What is required: Reproduce the listing word for word. Skip any image.

Data lines:
"""

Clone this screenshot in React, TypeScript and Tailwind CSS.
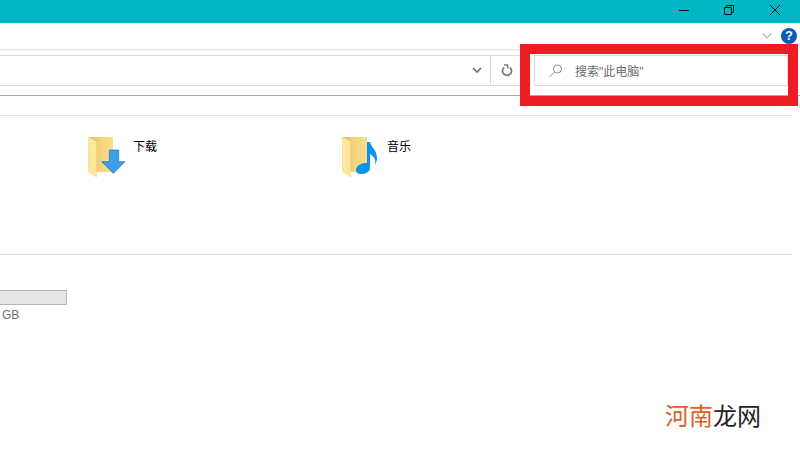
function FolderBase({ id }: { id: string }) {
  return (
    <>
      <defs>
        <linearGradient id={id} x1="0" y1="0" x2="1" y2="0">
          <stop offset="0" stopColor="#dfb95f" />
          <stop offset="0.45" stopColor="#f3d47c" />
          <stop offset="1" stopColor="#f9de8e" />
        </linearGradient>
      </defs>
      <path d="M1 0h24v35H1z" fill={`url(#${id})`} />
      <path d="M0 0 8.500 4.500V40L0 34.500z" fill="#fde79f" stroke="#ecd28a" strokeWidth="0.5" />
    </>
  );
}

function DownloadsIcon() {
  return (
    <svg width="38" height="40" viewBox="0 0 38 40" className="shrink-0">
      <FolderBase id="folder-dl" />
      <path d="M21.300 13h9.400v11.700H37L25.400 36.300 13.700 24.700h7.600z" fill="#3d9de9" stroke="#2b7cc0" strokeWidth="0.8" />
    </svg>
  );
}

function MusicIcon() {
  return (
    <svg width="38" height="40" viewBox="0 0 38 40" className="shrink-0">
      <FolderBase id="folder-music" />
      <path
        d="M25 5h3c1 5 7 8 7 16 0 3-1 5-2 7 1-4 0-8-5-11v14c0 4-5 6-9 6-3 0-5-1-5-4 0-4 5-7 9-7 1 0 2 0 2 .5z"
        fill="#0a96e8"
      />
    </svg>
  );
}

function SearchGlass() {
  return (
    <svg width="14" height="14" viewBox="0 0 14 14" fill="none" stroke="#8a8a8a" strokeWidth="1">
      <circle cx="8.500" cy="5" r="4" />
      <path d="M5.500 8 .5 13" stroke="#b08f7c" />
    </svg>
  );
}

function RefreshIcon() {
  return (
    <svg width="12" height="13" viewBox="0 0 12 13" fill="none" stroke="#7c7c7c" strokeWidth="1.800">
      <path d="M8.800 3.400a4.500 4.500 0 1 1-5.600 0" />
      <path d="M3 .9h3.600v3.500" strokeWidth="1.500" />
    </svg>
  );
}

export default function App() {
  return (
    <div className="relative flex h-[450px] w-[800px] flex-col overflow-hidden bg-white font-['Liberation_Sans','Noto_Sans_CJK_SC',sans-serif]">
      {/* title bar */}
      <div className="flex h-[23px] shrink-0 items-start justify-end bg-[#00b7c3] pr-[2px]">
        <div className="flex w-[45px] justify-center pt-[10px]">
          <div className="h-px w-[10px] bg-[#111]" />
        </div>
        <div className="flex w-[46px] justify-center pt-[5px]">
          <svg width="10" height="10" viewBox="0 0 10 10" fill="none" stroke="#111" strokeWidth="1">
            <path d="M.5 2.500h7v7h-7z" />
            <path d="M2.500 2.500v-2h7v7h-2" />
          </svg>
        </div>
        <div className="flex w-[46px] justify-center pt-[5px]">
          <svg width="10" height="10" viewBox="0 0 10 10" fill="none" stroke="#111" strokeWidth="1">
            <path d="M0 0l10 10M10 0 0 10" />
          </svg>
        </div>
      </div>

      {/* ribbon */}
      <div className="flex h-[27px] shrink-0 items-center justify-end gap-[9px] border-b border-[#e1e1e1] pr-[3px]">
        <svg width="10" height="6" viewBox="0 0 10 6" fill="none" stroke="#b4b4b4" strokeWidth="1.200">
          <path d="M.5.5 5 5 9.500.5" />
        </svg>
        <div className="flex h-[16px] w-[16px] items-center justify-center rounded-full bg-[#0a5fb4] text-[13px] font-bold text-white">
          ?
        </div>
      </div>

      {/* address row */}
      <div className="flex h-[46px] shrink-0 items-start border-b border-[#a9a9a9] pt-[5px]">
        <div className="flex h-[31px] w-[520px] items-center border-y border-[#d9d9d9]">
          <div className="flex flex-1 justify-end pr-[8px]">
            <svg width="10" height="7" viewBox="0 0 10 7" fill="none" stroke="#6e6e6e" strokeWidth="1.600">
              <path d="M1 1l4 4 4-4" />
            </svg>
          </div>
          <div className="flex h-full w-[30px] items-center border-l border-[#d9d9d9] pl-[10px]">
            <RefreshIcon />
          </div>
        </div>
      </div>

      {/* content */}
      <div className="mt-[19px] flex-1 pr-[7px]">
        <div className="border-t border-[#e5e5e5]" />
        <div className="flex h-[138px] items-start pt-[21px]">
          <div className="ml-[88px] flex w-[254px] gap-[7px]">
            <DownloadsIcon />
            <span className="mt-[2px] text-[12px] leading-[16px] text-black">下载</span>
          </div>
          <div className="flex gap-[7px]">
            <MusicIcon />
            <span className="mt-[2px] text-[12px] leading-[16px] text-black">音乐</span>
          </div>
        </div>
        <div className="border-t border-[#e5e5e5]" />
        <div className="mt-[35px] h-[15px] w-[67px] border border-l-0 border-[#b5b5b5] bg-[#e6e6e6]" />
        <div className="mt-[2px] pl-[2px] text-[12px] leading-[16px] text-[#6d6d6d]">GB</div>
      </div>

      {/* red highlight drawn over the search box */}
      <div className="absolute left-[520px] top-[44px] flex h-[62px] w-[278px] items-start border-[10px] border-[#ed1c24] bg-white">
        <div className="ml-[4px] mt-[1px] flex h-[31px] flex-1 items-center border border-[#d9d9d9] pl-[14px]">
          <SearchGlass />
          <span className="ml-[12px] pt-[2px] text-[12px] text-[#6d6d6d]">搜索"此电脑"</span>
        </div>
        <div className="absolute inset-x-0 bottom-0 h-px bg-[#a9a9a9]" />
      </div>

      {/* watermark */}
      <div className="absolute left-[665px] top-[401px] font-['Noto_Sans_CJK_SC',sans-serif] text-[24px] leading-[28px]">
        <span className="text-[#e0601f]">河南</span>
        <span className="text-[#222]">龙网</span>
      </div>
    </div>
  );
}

"""

Solution to the exercise:
Clone this screenshot in React, TypeScript and Tailwind CSS.
function FolderBase({ id }: { id: string }) {
  return (
    <>
      <defs>
        <linearGradient id={id} x1="0" y1="0" x2="1" y2="0">
          <stop offset="0" stopColor="#dfb95f" />
          <stop offset="0.45" stopColor="#f3d47c" />
          <stop offset="1" stopColor="#f9de8e" />
        </linearGradient>
      </defs>
      <path d="M1 0h24v35H1z" fill={`url(#${id})`} />
      <path d="M0 0 8.500 4.500V40L0 34.500z" fill="#fde79f" stroke="#ecd28a" strokeWidth="0.5" />
    </>
  );
}

function DownloadsIcon() {
  return (
    <svg width="38" height="40" viewBox="0 0 38 40" className="shrink-0">
      <FolderBase id="folder-dl" />
      <path d="M21.300 13h9.400v11.700H37L25.400 36.300 13.700 24.700h7.600z" fill="#3d9de9" stroke="#2b7cc0" strokeWidth="0.8" />
    </svg>
  );
}

function MusicIcon() {
  return (
    <svg width="38" height="40" viewBox="0 0 38 40" className="shrink-0">
      <FolderBase id="folder-music" />
      <path
        d="M25 5h3c1 5 7 8 7 16 0 3-1 5-2 7 1-4 0-8-5-11v14c0 4-5 6-9 6-3 0-5-1-5-4 0-4 5-7 9-7 1 0 2 0 2 .5z"
        fill="#0a96e8"
      />
    </svg>
  );
}

function SearchGlass() {
  return (
    <svg width="14" height="14" viewBox="0 0 14 14" fill="none" stroke="#8a8a8a" strokeWidth="1">
      <circle cx="8.500" cy="5" r="4" />
      <path d="M5.500 8 .5 13" stroke="#b08f7c" />
    </svg>
  );
}

function RefreshIcon() {
  return (
    <svg width="12" height="13" viewBox="0 0 12 13" fill="none" stroke="#7c7c7c" strokeWidth="1.800">
      <path d="M8.800 3.400a4.500 4.500 0 1 1-5.600 0" />
      <path d="M3 .9h3.600v3.500" strokeWidth="1.500" />
    </svg>
  );
}

export default function App() {
  return (
    <div className="relative flex h-[450px] w-[800px] flex-col overflow-hidden bg-white font-['Liberation_Sans','Noto_Sans_CJK_SC',sans-serif]">
      {/* title bar */}
      <div className="flex h-[23px] shrink-0 items-start justify-end bg-[#00b7c3] pr-[2px]">
        <div className="flex w-[45px] justify-center pt-[10px]">
          <div className="h-px w-[10px] bg-[#111]" />
        </div>
        <div className="flex w-[46px] justify-center pt-[5px]">
          <svg width="10" height="10" viewBox="0 0 10 10" fill="none" stroke="#111" strokeWidth="1">
            <path d="M.5 2.500h7v7h-7z" />
            <path d="M2.500 2.500v-2h7v7h-2" />
          </svg>
        </div>
        <div className="flex w-[46px] justify-center pt-[5px]">
          <svg width="10" height="10" viewBox="0 0 10 10" fill="none" stroke="#111" strokeWidth="1">
            <path d="M0 0l10 10M10 0 0 10" />
          </svg>
        </div>
      </div>

      {/* ribbon */}
      <div className="flex h-[27px] shrink-0 items-center justify-end gap-[9px] border-b border-[#e1e1e1] pr-[3px]">
        <svg width="10" height="6" viewBox="0 0 10 6" fill="none" stroke="#b4b4b4" strokeWidth="1.200">
          <path d="M.5.5 5 5 9.500.5" />
        </svg>
        <div className="flex h-[16px] w-[16px] items-center justify-center rounded-full bg-[#0a5fb4] text-[13px] font-bold text-white">
          ?
        </div>
      </div>

      {/* address row */}
      <div className="flex h-[46px] shrink-0 items-start border-b border-[#a9a9a9] pt-[5px]">
        <div className="flex h-[31px] w-[520px] items-center border-y border-[#d9d9d9]">
          <div className="flex flex-1 justify-end pr-[8px]">
            <svg width="10" height="7" viewBox="0 0 10 7" fill="none" stroke="#6e6e6e" strokeWidth="1.600">
              <path d="M1 1l4 4 4-4" />
            </svg>
          </div>
          <div className="flex h-full w-[30px] items-center border-l border-[#d9d9d9] pl-[10px]">
            <RefreshIcon />
          </div>
        </div>
      </div>

      {/* content */}
      <div className="mt-[19px] flex-1 pr-[7px]">
        <div className="border-t border-[#e5e5e5]" />
        <div className="flex h-[138px] items-start pt-[21px]">
          <div className="ml-[88px] flex w-[254px] gap-[7px]">
            <DownloadsIcon />
            <span className="mt-[2px] text-[12px] leading-[16px] text-black">下载</span>
          </div>
          <div className="flex gap-[7px]">
            <MusicIcon />
            <span className="mt-[2px] text-[12px] leading-[16px] text-black">音乐</span>
          </div>
        </div>
        <div className="border-t border-[#e5e5e5]" />
        <div className="mt-[35px] h-[15px] w-[67px] border border-l-0 border-[#b5b5b5] bg-[#e6e6e6]" />
        <div className="mt-[2px] pl-[2px] text-[12px] leading-[16px] text-[#6d6d6d]">GB</div>
      </div>

      {/* red highlight drawn over the search box */}
      <div className="absolute left-[520px] top-[44px] flex h-[62px] w-[278px] items-start border-[10px] border-[#ed1c24] bg-white">
        <div className="ml-[4px] mt-[1px] flex h-[31px] flex-1 items-center border border-[#d9d9d9] pl-[14px]">
          <SearchGlass />
          <span className="ml-[12px] pt-[2px] text-[12px] text-[#6d6d6d]">搜索"此电脑"</span>
        </div>
        <div className="absolute inset-x-0 bottom-0 h-px bg-[#a9a9a9]" />
      </div>

      {/* watermark */}
      <div className="absolute left-[665px] top-[401px] font-['Noto_Sans_CJK_SC',sans-serif] text-[24px] leading-[28px]">
        <span className="text-[#e0601f]">河南</span>
        <span className="text-[#222]">龙网</span>
      </div>
    </div>
  );
}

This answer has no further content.